The crisis is not over, of course. Israel’s attacks are ongoing, as are Iran’s. I helped coordinate the defense of Israel from the White House during those April and October attacks last year. Any attack with hundreds of missiles is extremely serious, but we know how to defend against such attacks, and must be prepared to do so again.
By Friday afternoon Eastern time, Iran had fired “hundreds of various ballistic missiles” toward Israel, in what Tehran called the beginning of its “crushing response” to Israeli attacks on the country. It’s important that the United States do all it can to help defend Israel against these attacks, as it did twice over the course of 2024.

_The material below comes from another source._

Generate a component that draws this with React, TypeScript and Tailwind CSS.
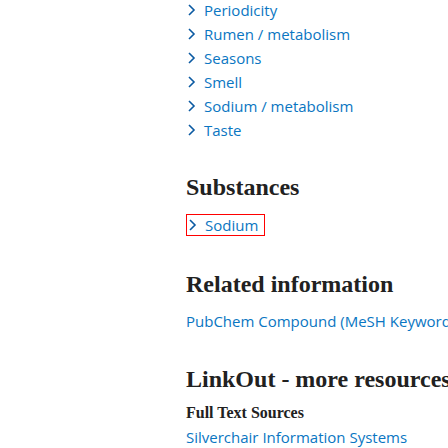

The fastest way to defuse this entire situation for good would be for Iran to abandon its nuclear ambitions and for Hamas to release hostages and relinquishing its control in Gaza. They are the ones, after all, who started this war. And until they do so, Israel will continue to act in its own national security interests and the United States will stand by it.
That is the hard and unmovable equation in the Middle East today, sparked by events launched by Hamas and Iran and now rebounding decidedly against them.
Brett McGurk is a CNN global affairs analyst who served in senior national security positions under presidents George W. Bush, Barack Obama, Donald Trump and Joe Biden.